通り魔を生み出した「背景」を考えているか
言うまでもないが、通り魔やテロなどの行為自体はけっして許されるわけではない。だがそうした行為に及んだ人びとの「差別性」「加害者性」にのみ注目してしまうのはナイーブな議論である。「私たちとはまったく相容れず無関係な狂人が、お門違いな憎悪や差別心を募らせた結果だ」とすれば、自分たちや自分たちの暮らす社会の無謬性や正当性を守りながらたやすく「切断処理」してしまえるが、しかしそれでは「通り魔」という結果を生み出した原因のより深層にあるものを知ることができなくなる。

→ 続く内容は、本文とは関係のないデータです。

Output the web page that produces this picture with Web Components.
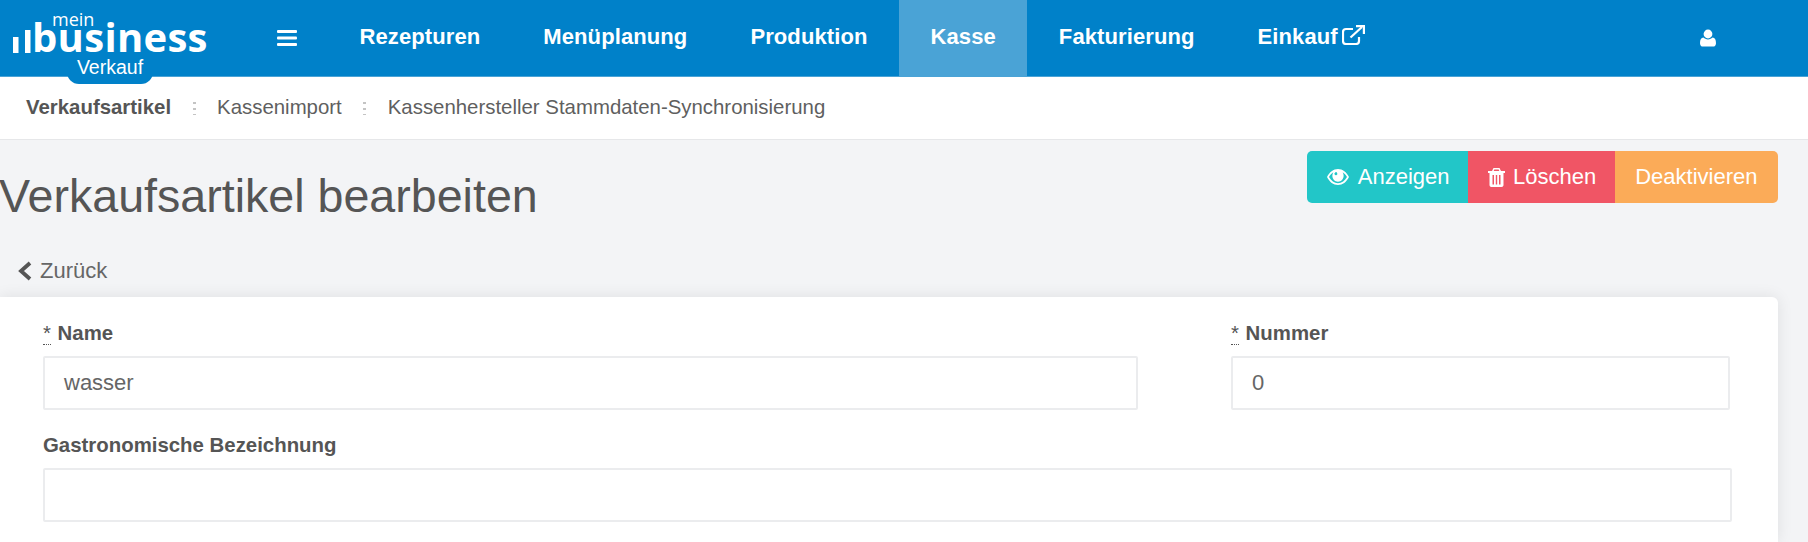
<!DOCTYPE html>
<html lang="de">
<head>
<meta charset="utf-8">
<title>Verkaufsartikel bearbeiten</title>
<style>
html, body { margin: 0; padding: 0; }
body {
    width: 1808px;
    height: 542px;
    overflow: hidden;
    background: #f3f4f6;
    font-family: "Liberation Sans", Arial, sans-serif;
    color: #555;
}
</style>
</head>
<body>
<app-header>
    <nav-item>Rezepturen</nav-item>
    <nav-item>Menüplanung</nav-item>
    <nav-item>Produktion</nav-item>
    <nav-item active>Kasse</nav-item>
    <nav-item>Fakturierung</nav-item>
    <nav-item external>Einkauf</nav-item>
</app-header>
<sub-nav>
    <sub-link strong>Verkaufsartikel</sub-link>
    <sub-link>Kassenimport</sub-link>
    <sub-link>Kassenhersteller Stammdaten-Synchronisierung</sub-link>
</sub-nav>
<page-head>
    <action-button color="#22c6c8" icon="eye">Anzeigen</action-button>
    <action-button color="#f05565" icon="trash">Löschen</action-button>
    <action-button color="#fbab58">Deaktivieren</action-button>
</page-head>
<back-link>Zurück</back-link>
<form-card>
    <form-field required label="Name" value="wasser"></form-field>
    <form-field required label="Nummer" value="0"></form-field>
    <form-field wide label="Gastronomische Bezeichnung"></form-field>
</form-card>

<script>
class AppHeader extends HTMLElement {
    constructor() {
        super();
        this.attachShadow({ mode: "open" });
        this.shadowRoot.innerHTML = `
<style>
:host {
    display: flex;
    align-items: stretch;
    height: 76px;
    background: #0081c9;
    border-bottom: 1px solid #4aa3d6;
    color: #fff;
}
.logo {
    position: relative;
    flex: none;
    width: 255px;
    height: 76px;
    color: #fff;
    font-family: "Open Sans", sans-serif;
}
.logo svg { position: absolute; left: 13px; top: 37px; }
.mein {
    position: absolute;
    left: 52px;
    top: 9px;
    font-size: 18px;
    line-height: 20px;
}
.word {
    position: absolute;
    left: 32px;
    top: 11px;
    font-size: 40px;
    line-height: 52px;
    font-weight: 700;
    letter-spacing: 0.3px;
}
.tab {
    position: absolute;
    left: 67px;
    top: 56px;
    width: 86px;
    height: 28px;
    border-radius: 0 0 12px 12px;
    background: #0081c9;
    font-family: "Liberation Sans", sans-serif;
    font-size: 19.500px;
    line-height: 22px;
    text-align: center;
}
.toggle {
    flex: none;
    width: 20px;
    margin: 0 31px 0 22px;
    display: flex;
    align-items: center;
}
.items { display: flex; flex: 1; }
.user {
    flex: none;
    width: 16px;
    margin-right: 92px;
    display: flex;
    align-items: center;
}
</style>
<div class="logo">
    <svg width="18" height="16" viewBox="0 0 18 16" fill="#fff">
        <rect x="0" y="0" width="5.500" height="16"/>
    </svg>
    <svg style="left:25px;top:30px" width="6" height="23" viewBox="0 0 6 23" fill="#fff">
        <rect x="0" y="0" width="5.500" height="23"/>
    </svg>
    <span class="mein">mein</span>
    <span class="word">business</span>
    <div class="tab">Verkauf</div>
</div>
<div class="toggle">
    <svg width="20" height="16" viewBox="0 0 20 16" fill="#fff">
        <rect width="20" height="3" y="0" rx="1"/>
        <rect width="20" height="3" y="6.500" rx="1"/>
        <rect width="20" height="3" y="13" rx="1"/>
    </svg>
</div>
<div class="items"><slot></slot></div>
<div class="user">
    <svg width="16" height="18" viewBox="0 0 16 18" fill="#fff">
        <circle cx="8" cy="5" r="4.400"/>
        <path d="M3.400 8.600C4.600 9.800 6.200 10.400 8 10.400s3.400-.6 4.600-1.800c2.200.2 3.400 2.200 3.400 5.600 0 2-1.200 3.400-3 3.400H3c-1.800 0-3-1.400-3-3.400 0-3.400 1.200-5.400 3.400-5.600z"/>
    </svg>
</div>`;
    }
}
customElements.define("app-header", AppHeader);

class NavItem extends HTMLElement {
    constructor() {
        super();
        this.attachShadow({ mode: "open" });
        this.shadowRoot.innerHTML = `
<style>
:host {
    display: flex;
    align-items: center;
    padding: 0 31.500px;
    padding-bottom: 2px;
    font-size: 22px;
    font-weight: 700;
    letter-spacing: 0.1px;
    color: #fff;
}
:host([active]) { background: #4aa3d6; }
svg { display: none; margin: -5px 0 0 4px; }
:host([external]) svg { display: block; }
</style>
<slot></slot>
<svg width="23" height="20" viewBox="0 0 23 20" fill="none" stroke="#fff" stroke-width="2.200">
    <path d="M17 12v4a3 3 0 0 1-3 3H4a3 3 0 0 1-3-3V7a3 3 0 0 1 3-3h7"/>
    <path d="M8.500 12.500L20 2"/>
    <path d="M14 1.100h7.900V9"/>
</svg>`;
    }
}
customElements.define("nav-item", NavItem);

class SubNav extends HTMLElement {
    constructor() {
        super();
        this.attachShadow({ mode: "open" });
        this.shadowRoot.innerHTML = `
<style>
:host {
    display: flex;
    align-items: center;
    height: 63px;
    padding-left: 26px;
    padding-bottom: 2px;
    box-sizing: border-box;
    background: #fff;
    border-bottom: 1px solid #e6e7e9;
}
</style>
<slot></slot>`;
    }
}
customElements.define("sub-nav", SubNav);

class SubLink extends HTMLElement {
    constructor() {
        super();
        this.attachShadow({ mode: "open" });
        this.shadowRoot.innerHTML = `
<style>
:host {
    display: flex;
    align-items: center;
    font-size: 20.400px;
    color: #5f5f5f;
}
:host([strong]) { font-weight: 700; color: #555; }
:host(:not(:last-child))::after {
    content: "";
    width: 3px;
    height: 15px;
    margin: 0 21.500px;
    background: radial-gradient(circle at center, #c4c4c4 1.200px, transparent 1.400px) center top / 3px 6px repeat-y;
}
</style>
<slot></slot>`;
    }
}
customElements.define("sub-link", SubLink);

class PageHead extends HTMLElement {
    constructor() {
        super();
        this.attachShadow({ mode: "open" });
        this.shadowRoot.innerHTML = `
<style>
:host {
    display: flex;
    justify-content: space-between;
    align-items: flex-start;
    padding: 11px 30px 0 0;
    height: 106px;
    box-sizing: border-box;
}
h1 {
    margin: 20px 0 0 -1px;
    font-size: 46.600px;
    line-height: 50px;
    font-weight: 400;
    color: #555;
}
.group {
    display: flex;
    border-radius: 5px;
    overflow: hidden;
}
</style>
<h1>Verkaufsartikel bearbeiten</h1>
<div class="group"><slot></slot></div>`;
    }
}
customElements.define("page-head", PageHead);

const BUTTON_ICONS = {
    eye: `<svg style="margin-left:1px" width="22" height="16" viewBox="0 0 23 16" preserveAspectRatio="none"><path fill-rule="evenodd" fill="#fff" d="M11.500 0C6.600 0 2.600 3 0 8c2.600 5 6.600 8 11.500 8S20.400 13 23 8C20.400 3 16.400 0 11.500 0zM11.500 14.200C7.600 14.200 4.300 11.800 2.100 8 3.300 6 4.800 4.400 6.600 3.300 6 4.300 5.600 5.500 5.600 6.800c0 3.300 2.600 5.900 5.900 5.900s5.900-2.600 5.900-5.900c0-1.300-.4-2.500-1-3.500 1.800 1.100 3.300 2.700 4.500 4.700-2.200 3.800-5.500 6.200-9.400 6.200zM8 5.500a1.300 1.300 0 1 1 2.600-1.600A1.300 1.300 0 0 1 8 5.500z"/></svg>`,
    trash: `<svg width="17" height="19" viewBox="0 0 17 19"><path fill-rule="evenodd" fill="#fff" d="M5.500 0h6L13 3h4v2h-1.500v12c0 1.200-.8 2-2 2h-10c-1.200 0-2-.8-2-2V5H0V3h4zM6.300 1.500L5.700 3h5.600l-.6-1.500zM4.500 7v9.500H6V7zM7.800 7v9.500h1.400V7zM11 7v9.500h1.500V7z"/></svg>`
};

class ActionButton extends HTMLElement {
    constructor() {
        super();
        this.attachShadow({ mode: "open" });
    }
    connectedCallback() {
        const icon = BUTTON_ICONS[this.getAttribute("icon")] || "";
        const pad = icon ? "0 18.500px 0 19.500px" : "0 20.500px";
        this.shadowRoot.innerHTML = `
<style>
:host {
    display: flex;
    align-items: center;
    gap: 8.500px;
    height: 52px;
    padding: ${pad};
    background: ${this.getAttribute("color")};
    color: #fff;
    font-size: 22px;
}
</style>
${icon}<slot></slot>`;
    }
}
customElements.define("action-button", ActionButton);

class BackLink extends HTMLElement {
    constructor() {
        super();
        this.attachShadow({ mode: "open" });
        this.shadowRoot.innerHTML = `
<style>
:host {
    display: flex;
    align-items: center;
    gap: 8px;
    height: 51px;
    padding: 0 0 2px 17px;
    box-sizing: border-box;
    font-size: 22px;
    color: #666;
}
</style>
<svg width="15" height="20" viewBox="0 0 15 20" fill="none" stroke="#555" stroke-width="3.800">
    <path d="M13 2L4 10l9 8"/>
</svg>
<slot></slot>`;
    }
}
customElements.define("back-link", BackLink);

class FormCard extends HTMLElement {
    constructor() {
        super();
        this.attachShadow({ mode: "open" });
        this.shadowRoot.innerHTML = `
<style>
:host {
    display: grid;
    grid-template-columns: 1095px 499px;
    column-gap: 93px;
    row-gap: 20px;
    align-content: start;
    width: 1778px;
    height: 245px;
    padding: 21px 0 0 43px;
    box-sizing: border-box;
    background: #fff;
    border-radius: 0 6px 0 0;
    box-shadow: 0 0 16px rgba(0, 0, 0, 0.09);
}
::slotted([wide]) { grid-column: 1 / -1; margin-right: -2px; }
</style>
<slot></slot>`;
    }
}
customElements.define("form-card", FormCard);

class FormField extends HTMLElement {
    constructor() {
        super();
        this.attachShadow({ mode: "open" });
    }
    connectedCallback() {
        const mark = this.hasAttribute("required") ? `<abbr>*</abbr> ` : "";
        const value = this.getAttribute("value") || "";
        this.shadowRoot.innerHTML = `
<style>
:host { display: block; }
label {
    display: block;
    height: 38px;
    line-height: 30px;
    font-size: 20.400px;
    font-weight: 700;
    color: #555;
}
abbr {
    font-weight: 400;
    margin-right: 1px;
    border-bottom: 1px dotted #555;
}
.box {
    height: 54px;
    box-sizing: border-box;
    padding: 0 19px;
    line-height: 50px;
    font-size: 22px;
    color: #666;
    background: #fff;
    border: 2px solid #ebecee;
    border-radius: 2px;
}
</style>
<label>${mark}${this.getAttribute("label")}</label>
<div class="box">${value}</div>`;
    }
}
customElements.define("form-field", FormField);
</script>
</body>
</html>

私たちはかれらのような存在を代償にして、人類史上かつてないほどに「自由で平和で快適で個人主義的な社会」を実現している。
それぞれがいま享受している「自由で平和で快適で個人主義的な暮らし」のために、かれらのような人間を包摂せず「疎外する」と決めたその瞬間、この社会にいる全員でロシアンルーレットを回す。
自分がそのルーレットに当たることは、確率的にほとんどないに等しいが、そのルーレットによって、何億人もいるうちの数名には確実に、予想もつかないタイミングで「必要経費」の支払いが求められる。
しかし私たち全員の手でそれを回している。それだけはたしかだ。